3. Wettelijk kader
5. De
Mededingingswet voorziet in een preventief concentratietoezicht door de ACM dat twee fasen kent, de meldingsfase en de vergunningsfase. Remedies kunnen zich in beide fasen voordoen. Ingevolge
artikel 34 Mw is het verboden een concentratie tot stand te brengen voordat het voornemen daartoe aan de ACM is gemeld en vervolgens vier weken zijn verstreken. Na ontvangst van een melding deelt de ACM binnen vier weken mede of voor het tot stand brengen van de concentratie, waarop die melding betrekking heeft, een vergunning is vereist (
artikel 37 lid 1 Mw). Dit wordt ook wel de ‘meldingsfase’ genoemd. De ACM kan bepalen dat een vergunning is vereist voor een concentratie waarvan zij reden heeft om aan te nemen dat die de daadwerkelijke mededinging op de Nederlandse markt of een deel daarvan op significante wijze zou kunnen belemmeren, met name als het resultaat van het in het leven roepen of het versterken van een economische machtspositie (artikel 37 lid 2 Mw).
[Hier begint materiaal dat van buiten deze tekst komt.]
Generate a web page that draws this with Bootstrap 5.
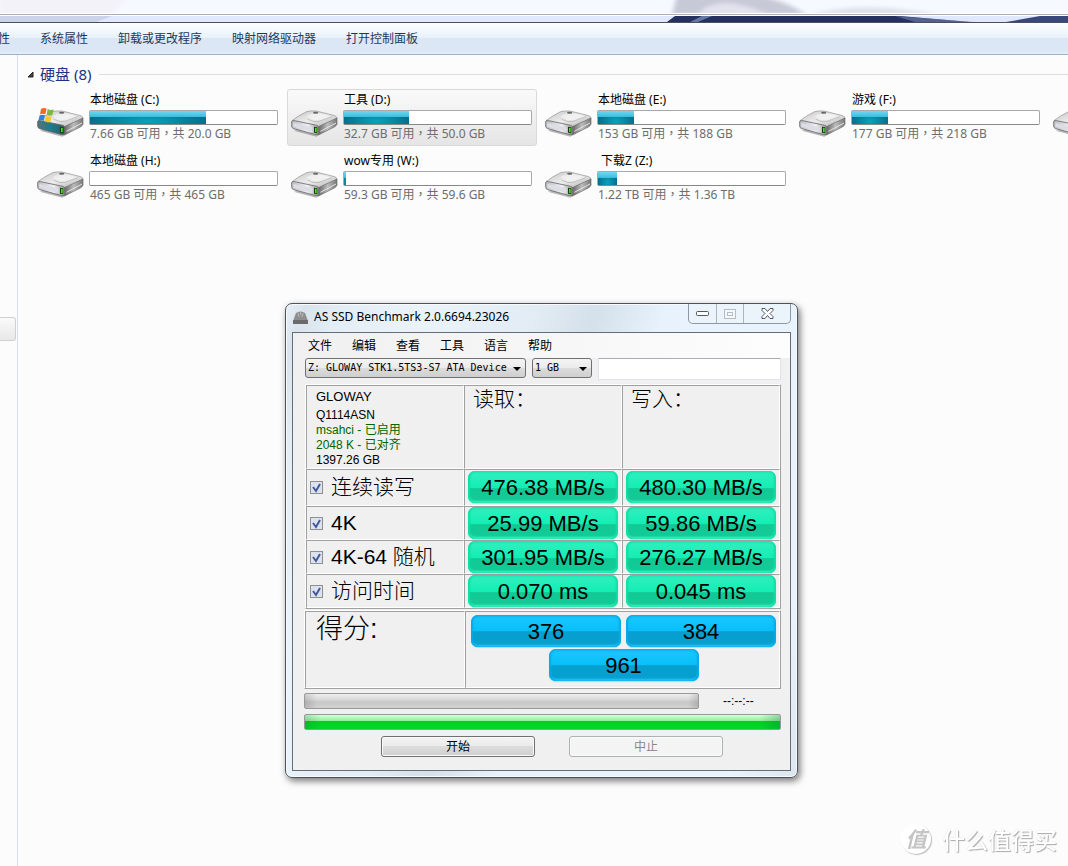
<!DOCTYPE html>
<html lang="zh-CN">
<head>
<meta charset="utf-8">
<meta name="viewport" content="width=device-width, initial-scale=1">
<title>AS SSD Benchmark</title>
<link href="https://cdn.jsdelivr.net/npm/bootstrap@5.3.0/dist/css/bootstrap.min.css" rel="stylesheet">
<style>
body{font:12px/16px "Noto Sans","Noto Sans CJK SC",sans-serif;background:#fcfcfc;color:#000;overflow:hidden}
.glass{height:23px;background:#f6f9ff;border-bottom:1px solid #4b4e5c}
.glass svg{display:block;width:100%;height:22px}
.cmdbar{height:32px;gap:30px;margin-left:-2px;color:#1e395b;background:linear-gradient(#fff,#e7f1fa 48%,#dce6f4 50%,#dce7f5 90%,#e4effb);border-bottom:1px solid #9fb0c9;white-space:nowrap}
.cmdbar a{color:inherit;text-decoration:none}
.sidepane{width:18px;border-right:1px solid #d6e1ee;flex:none;padding-top:262px}
.sidebox{display:block;width:16px;height:24px;border:1px solid #d0d0d0;border-left:0;border-radius:0 3px 3px 0;background:linear-gradient(#fafafa,#e8e8e8)}
.group{padding:9px 0 5px 7px}
.group-title{font-size:15px;line-height:20px;color:#1e3287;font-weight:400}
.group-line{height:1px;background:#dedede}
.drives{display:grid;grid-template-columns:repeat(5,250px);gap:4px;padding-left:15px}
.drive{height:57px;padding:2px 3px;border:1px solid transparent;border-radius:3px}
.drive.active{border-color:#d9d9d9;background:linear-gradient(#fafafa,#e5e5e5)}
.drive-icon{width:48px;height:32px;margin-top:14px;flex:none}
.drive-info{width:189px;margin-left:4px;white-space:pre}
.drive-name,.free{padding-left:1px}
.cap{height:15px;border:1px solid #a9a9a9;border-bottom-color:#888;border-radius:2px;background:#fff;margin:2px 0 1px}
.cap-fill{height:13px;background:linear-gradient(#70d8f0,#38bbdc 48%,transparent 50%),radial-gradient(ellipse at 50% 80%,#0aa3bd,#045a78)}
.free{color:#6d6d6d;font-family:"Noto Sans","Noto Sans CJK TC",sans-serif}
.win{position:absolute;left:285px;top:303px;width:513px;border:1px solid #4c535c;border-radius:7px;padding:0 6px 6px;background:linear-gradient(110deg,#e8f0f7 0,#d8e3ed 3%,#e3edf5 8%,#ebf3fa 20%,#e2ecf4 37%,#d4e0ea 46%,#e7f2fc 56%,#e9f3fc 90%,#dce6ef);box-shadow:inset 0 0 0 1px #f7fbff,2px 3px 7px #0008}
.titlebar{height:28px}
.app-icon{margin-top:5px}
.app-name{line-height:26px;padding-left:5px}
.ctl{display:flex;height:20px;border:1px solid #8d99a6;border-top:0;border-radius:0 0 5px 5px;overflow:hidden;background:#ebf3fb}
.ctl button{border:0;border-right:1px solid #aab5c0;background:none;padding:0;width:28px;display:flex;justify-content:center;align-items:center}
.ctl button:nth-child(2){width:27px}
.ctl button:last-child{width:46px;border:0}
.client{border:1px solid #666d76;background:#f0f0f0;padding-bottom:13px}
.menus{height:25px;gap:20px;padding-left:15px;background:linear-gradient(90deg,#f0f0f0,#fdfdfd)}
.menus a{color:#000;text-decoration:none}
.inner{padding:0 9px 0 12px}
.pickers{gap:6px}
.combo{height:20px;border:1px solid #707070;border-radius:3px;padding:0 2px;appearance:none;color:#000;font:10px/18px "DejaVu Sans Mono","Liberation Mono",monospace;background:url("data:image/svg+xml,%3Csvg xmlns='http://www.w3.org/2000/svg' width='8' height='5'%3E%3Cpath d='M0 0h8L4 4z'/%3E%3C/svg%3E") no-repeat right 4px top 8px,linear-gradient(#f4f4f4,#ebebeb 48%,#dcdcdc 50%,#cfcfcf)}
.combo-dev{width:221px}.combo-size{width:60px}
.note{height:22px;border:1px solid #e2e3ea;border-top-color:#abadb3;border-radius:1px;background:#fff}
.results{border:1px solid #a0a0a0;border-top-color:#fff;border-left-color:#fff;border-collapse:separate;border-spacing:0;width:100%;table-layout:fixed;font:21px/26px "Liberation Sans","Noto Sans CJK SC",sans-serif;margin-top:4px}
.results th,.results td,.box{border:1px solid #fff;border-top-color:#a0a0a0;border-left-color:#a0a0a0;font-weight:300}
.results th,.results td{padding:0 3px;height:34px;vertical-align:top}
.results thead th{height:84px;padding:0 8px}
.results thead th:first-child{padding-left:9px}
.results .tall th,.results .tall td{height:37px;padding-top:1px}
.results label{display:flex;align-items:center;height:32px}
.maker{font:13px/22px "Liberation Sans",sans-serif}
.info{font:12px/15px "Liberation Sans","Noto Sans CJK SC",sans-serif}
.ok{color:#006400}
.tick{appearance:none;width:13px;height:13px;border:1px solid #8e8f8f;margin:0 8px 0 0;background:#dde3ee}
.tick:checked{background:url("data:image/svg+xml,%3Csvg xmlns='http://www.w3.org/2000/svg' width='11' height='11'%3E%3Cpath d='M2 5l3 4L9 2' fill='none' stroke='%23415a9b' stroke-width='2'/%3E%3C/svg%3E") #dde3ee}
.pill{width:150px;height:32px;border-radius:7px;font:22px/34px "Liberation Sans",sans-serif;text-align:center;color:#000}
.pill-g{background:linear-gradient(#23e8b2,#2befbd 12%,#12eeb3 53%,#12c994 55%,#11cb96);box-shadow:inset 2px 0 2px #0edfa5,inset -2px 0 2px #0edfa5,inset 0 -2px 2px #40f5c4,0 1px 1px #90f5d8}
.pill-b{background:linear-gradient(#0fb3ee,#17c6fd 12%,#08bff9 50%,#069fce 52%,#06a1d1);box-shadow:inset 2px 0 2px #08a9e6,inset -2px 0 2px #08a9e6,inset 0 -2px 2px #2cc8ff,0 1px 1px #93e4ff}
.score{height:79px;margin:1px 0 0 -1px;border:1px solid #a0a0a0;border-top-color:#fff;border-left-color:#fff}
.score-name{flex:none;width:160px;padding-left:10px;font:300 27px/34px "Liberation Sans","Noto Sans CJK SC",sans-serif}
.score-vals{gap:2px 5px;padding:3px 0 0 2px}
.bars{margin-left:-1px}
.bar{height:16px;border:1px solid #999;border-radius:2px}
.bar-idle{width:395px;background:linear-gradient(90deg,#0002,transparent 12px calc(100% - 10px),#0002),linear-gradient(#eee,#dcdcdc 35%,#c8c8c8 60%,#d2d2d2)}
.bar-run{margin-top:5px;background:linear-gradient(90deg,#0643,transparent 16px calc(100% - 20px),#0644),linear-gradient(#d6ffd8,#8ff096 42%,#05ce22 45%,#05d728)}
.acts{gap:34px;margin:6px 0 0 18px}
.act{width:154px;height:21px;border:1px solid #707070;border-radius:3px;padding:0;color:#000;line-height:16px;background:linear-gradient(#f3f3f3,#ebebeb 48%,#dcdcdc 50%,#cfcfcf);box-shadow:inset 0 0 0 1px #fafafa}
.act:disabled{border-color:#adb2b5;background:#f4f4f4;color:#888}
.stamp{position:fixed;right:11px;bottom:10px;color:#fff;font:500 23px/34px "Noto Sans CJK SC",sans-serif;text-shadow:1px 1px 1px #aaa,0 0 1px #ccc}
.stamp-logo{width:30px;height:30px;border-radius:50%;background:#fff;box-shadow:1px 1px 1px #bbb;color:#c4c4c4;font-size:21px;line-height:28px;text-align:center;text-shadow:none;font-weight:700;font-style:italic;margin-right:11px}
</style>
</head>
<body class="min-vh-100 d-flex flex-column">
<svg width="0" height="0" class="position-absolute" aria-hidden="true">
<defs>
<linearGradient id="top" x1="0" y1="0" x2="1" y2="1"><stop offset="0" stop-color="#c6c6c6"/><stop offset=".5" stop-color="#ececec"/><stop offset="1" stop-color="#aaa"/></linearGradient>
<linearGradient id="side" x1="0" y1="0" x2="1" y2="0"><stop offset="0" stop-color="#666"/><stop offset=".5" stop-color="#bdbdbd"/><stop offset="1" stop-color="#777"/></linearGradient>
<linearGradient id="front"><stop offset="0" stop-color="#b9b9c0"/><stop offset=".6" stop-color="#f0f0f5"/><stop offset="1" stop-color="#999"/></linearGradient>
<linearGradient id="teal"><stop offset="0" stop-color="#56727d"/><stop offset=".5" stop-color="#197d8c"/><stop offset="1" stop-color="#3b5660"/></linearGradient>
<filter id="soft" x="-10%" y="-30%" width="120%" height="160%"><feGaussianBlur stdDeviation="2"/></filter>
<symbol id="body" viewBox="0 0 144 96">
<path d="M8 74l68 18 64-38-8-10z" fill="#888" opacity=".6" filter="url(#soft)"/>
<path d="M3 44Q20 30 47 17q8-3 28-2l56 14q8 3 7 9L80 64z" fill="url(#top)" stroke="#8c8c8c" stroke-width="2"/>
<path d="M46 32q12-12 42-9l32 8q-22 17-46 12z" fill="#f6f6f6" opacity=".6"/>
<path d="M50 40q20 10 34 6l38-14" fill="none" stroke="#aaa" stroke-width="2"/>
<ellipse cx="74" cy="20" rx="8" ry="3" fill="#666"/>
<path d="M82 62l56-26v18q-2 6-8 9L82 87z" fill="url(#side)" stroke="#707070" stroke-width="2"/>
<path d="M88 76l47-25" stroke="#e5e5e5" stroke-width="3"/>
</symbol>
<symbol id="drive" viewBox="0 0 144 96">
<use href="#body" width="144" height="96"/>
<path d="M2 46q3-3 9-2l66 14q6 1 6 7v15q0 8-8 6L8 68q-6-2-6-8z" fill="url(#front)" stroke="#6a6a6a" stroke-width="2.500"/>
<path d="M7 51l57 13v14L7 62z" fill="#dddde6"/><path d="M69 62l10 2v18l-10-2z" fill="#143c14"/><path d="M72 65l5 1v13l-5-1z" fill="#4be01f"/>
</symbol>
<symbol id="sysdrive" viewBox="0 0 144 96">
<use href="#body" width="144" height="96"/>
<path d="M2 46q3-3 9-2l66 14q6 1 6 7v15q0 8-8 6L8 68q-6-2-6-8z" fill="url(#teal)" stroke="#666" stroke-width="2.500"/>
<path d="M69 62l10 2v18l-10-2z" fill="#143c14"/><path d="M72 65l5 1v13l-5-1z" fill="#4be01f"/>
<path d="M12 9q9-5 17-1l-4 17q-9-4-16 0z" fill="#ec6a2c"/><path d="M32 9q8 5 18 1l-4 17q-9 4-17-1z" fill="#79b93f"/>
<path d="M8 28q8-4 16 0l-4 17q-8-5-16-1z" fill="#2f86d8"/><path d="M27 29q9 5 17 1l-4 17q-9 4-17-1z" fill="#fbc72c"/>
</symbol>
</defs></svg>

<header>
<div class="glass"><svg viewBox="0 0 1068 22" preserveAspectRatio="none" aria-hidden="true">
<g filter="url(#soft)"><path d="M0-5h130L95 30H0z" fill="#f2f2f8"/><path d="M677-5h75q30 3 55 20H672z" fill="#c8c9d7"/><path d="M697 14q18-18 55-6l17 7z" fill="#e2e3ed"/><path d="M810 15q50-15 130 0z" fill="#dddfe9"/></g>
<path d="M0 16h1068v6H0z" fill="#dfe8fc"/><path d="M0 16h112l-16 6H0z" fill="#cbd3ea"/>
<path d="M675 16h225l70 6H667z" fill="#25305e"/><path d="M895 16l80 6h-60z" fill="#7481ad" opacity=".6"/><path d="M1040 16h28v6h-62z" fill="#28356b" opacity=".9"/>
<path d="M690 22l12-6h10l-14 6z" fill="#6678a5"/>
<path d="M0 13.500h1068M0 15.500h1068" stroke="#fff"/><path d="M0 14.500h1068" stroke="#aaabb8"/></svg></div>
<nav class="cmdbar d-flex align-items-center"><a href="#">性</a><a href="#">系统属性</a><a href="#">卸载或更改程序</a><a href="#">映射网络驱动器</a><a href="#">打开控制面板</a></nav>
</header>

<main class="d-flex flex-grow-1 overflow-hidden">
<aside class="sidepane"><span class="sidebox"></span></aside>
<section class="flex-grow-1 overflow-hidden">
<div class="group d-flex align-items-center"><svg width="15" height="8" aria-hidden="true"><path d="M3 7h5V2z" fill="#444" stroke="#222"/></svg><h1 class="group-title m-0 me-2">硬盘 (8)</h1><div class="group-line flex-grow-1"></div></div>
<div class="drives" id="drives"></div>
</section>
</main>

<section class="win" aria-label="AS SSD Benchmark">
<div class="titlebar d-flex">
<svg width="17" height="17" viewBox="0 0 17 17" class="app-icon" aria-hidden="true"><path d="M4 4q4.500-3 9 0l3 8H1z" fill="#8e8e8e"/><path d="M1 11h15v4H1z" fill="#6a6a6a"/><path d="M6 4l1 4M8.500 3v3M11 4l-1 4" stroke="#bbb"/></svg>
<span class="app-name flex-grow-1">AS SSD Benchmark 2.0.6694.23026</span>
<div class="ctl">
<button aria-label="最小化"><svg width="13" height="6"><rect x=".5" y=".5" width="12" height="4" rx="1" fill="#fff" stroke="#505766"/></svg></button>
<button aria-label="最大化" disabled><svg width="12" height="10"><rect x=".5" y=".5" width="11" height="9" fill="#f6f9fc" stroke="#b4bcc6"/><rect x="3.500" y="3.500" width="5" height="3" fill="none" stroke="#b4bcc6"/></svg></button>
<button aria-label="关闭"><svg width="13" height="11"><path d="M1 .5h3l2.500 3 2.500-3h3v2L9 5.500l3 3v2H9l-2.500-3-2.500 3H1v-2l3-3-3-3z" fill="#fff" stroke="#505766"/></svg></button>
</div></div>
<div class="client">
<nav class="menus d-flex align-items-center"><a href="#">文件</a><a href="#">编辑</a><a href="#">查看</a><a href="#">工具</a><a href="#">语言</a><a href="#">帮助</a></nav>
<div class="inner">
<div class="pickers d-flex align-items-start">
<select class="combo combo-dev" aria-label="设备"><option>Z: GLOWAY STK1.5TS3-S7 ATA Device</option></select>
<select class="combo combo-size" aria-label="大小"><option>1 GB</option></select>
<input class="note flex-grow-1" type="text" aria-label="备注">
</div>
<table class="results">
<thead><tr><th><div class="maker">GLOWAY</div><div class="info">Q1114ASN<br><span class="ok">msahci - 已启用<br>2048 K - 已对齐</span><br>1397.26 GB</div></th><th scope="col">读取：</th><th scope="col">写入：</th></tr></thead>
<tbody>
<tr class="tall"><th scope="row"><label><input class="tick" type="checkbox" checked>连续读写</label></th><td><div class="pill pill-g">476.38 MB/s</div></td><td><div class="pill pill-g">480.30 MB/s</div></td></tr>
<tr><th scope="row"><label><input class="tick" type="checkbox" checked>4K</label></th><td><div class="pill pill-g">25.99 MB/s</div></td><td><div class="pill pill-g">59.86 MB/s</div></td></tr>
<tr><th scope="row"><label><input class="tick" type="checkbox" checked>4K-64 随机</label></th><td><div class="pill pill-g">301.95 MB/s</div></td><td><div class="pill pill-g">276.27 MB/s</div></td></tr>
<tr><th scope="row"><label><input class="tick" type="checkbox" checked>访问时间</label></th><td><div class="pill pill-g">0.070 ms</div></td><td><div class="pill pill-g">0.045 ms</div></td></tr>
</tbody></table>
<div class="score d-flex"><div class="box score-name">得分:</div><div class="box score-vals flex-grow-1 d-flex flex-wrap justify-content-center align-content-start"><div class="pill pill-b">376</div><div class="pill pill-b">384</div><div class="pill pill-b">961</div></div></div>
<div class="bars">
<div class="d-flex align-items-center mt-1"><div class="bar bar-idle"></div><span class="ms-4 info">--:--:--</span></div>
<div class="bar bar-run"></div></div>
<div class="acts d-flex justify-content-center"><button class="act">开始</button><button class="act" disabled>中止</button></div>
</div></div>
</section>
<div class="stamp d-flex align-items-center"><span class="stamp-logo">值</span>什么值得买</div>
<script>
const drives=[["本地磁盘 (C:)","7.66 GB 可用，共 20.0 GB",62],["工具 (D:)","32.7 GB 可用，共 50.0 GB",35,1],["本地磁盘 (E:)","153 GB 可用，共 188 GB",19],["游戏 (F:)","177 GB 可用，共 218 GB",19],["","",0],["本地磁盘 (H:)","465 GB 可用，共 465 GB",0],["wow专用 (W:)","59.3 GB 可用，共 59.6 GB",1],[" 下载Z (Z:)","1.22 TB 可用，共 1.36 TB",10]];
document.getElementById("drives").innerHTML=drives.map(([n,f,p,a],i)=>`<div class="drive d-flex ${a?"active":""}"><svg class="drive-icon" aria-hidden="true"><use href="#${i?"drive":"sysdrive"}"/></svg><div class="drive-info"><div class="drive-name">${n}</div><div class="cap"><div class="cap-fill" style="width:${p}%"></div></div><div class="free" lang="zh-TW">${f}</div></div></div>`).join("");
</script>
<script src="https://cdn.jsdelivr.net/npm/bootstrap@5.3.0/dist/js/bootstrap.bundle.min.js"></script>
</body>
</html>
De mededeling dat voor het totstandbrengen van de concentratie geen vergunning is vereist, kan onder voorwaarden worden gedaan (artikel 37 lid 4 Mw). Voor zover voorwaarden noodzakelijk zijn, zullen deze in de regel worden gebaseerd op een voorstel van partijen.
6. Indien een vergunning is vereist en vervolgens is aangevraagd, besluit de ACM op grond van
artikel 44 lid 1 Mw binnen dertien weken na ontvangst van de aanvraag of een vergunning wordt verleend (de zogenaamde ‘vergunningsfase’). De ACM kan een dergelijke vergunning onder beperkingen verlenen en tevens aan een vergunning voorschriften verbinden (
artikel 41 lid 4 Mw). Deze beperkingen en voorschriften strekken ertoe partijen te verplichten die maatregelen te nemen die noodzakelijk zijn om te voorkomen dat door de concentratie de daadwerkelijke mededinging op de Nederlandse markt of een deel daarvan op significante wijze zou worden belemmerd, met name als het resultaat van het in het leven roepen of het versterken van een economische machtspositie. Ook in de vergunningsfase geldt dat beperkingen en voorschriften, indien deze nodig zijn, doorgaans worden gebaseerd op een voorstel van partijen.
7.De voorwaarden in de meldingsfase en de beperkingen en/of voorschriften in de vergunningsfase worden hierna ook aangeduid als ‘remedies’.
8. Partijen hebben gedurende de meldingsfase of de vergunningsfase tevens de mogelijkheid om de melding respectievelijk de vergunningsaanvraag te wijzigen. In de meldingsfase kan daarmee worden voorkomen dat een vergunning wordt vereist. In de vergunningsfase kan daarmee worden voorkomen dat een vergunning wordt geweigerd. In
hoofdstuk 7 zal nader worden ingegaan op de wijziging van de melding of de vergunningsaanvraag.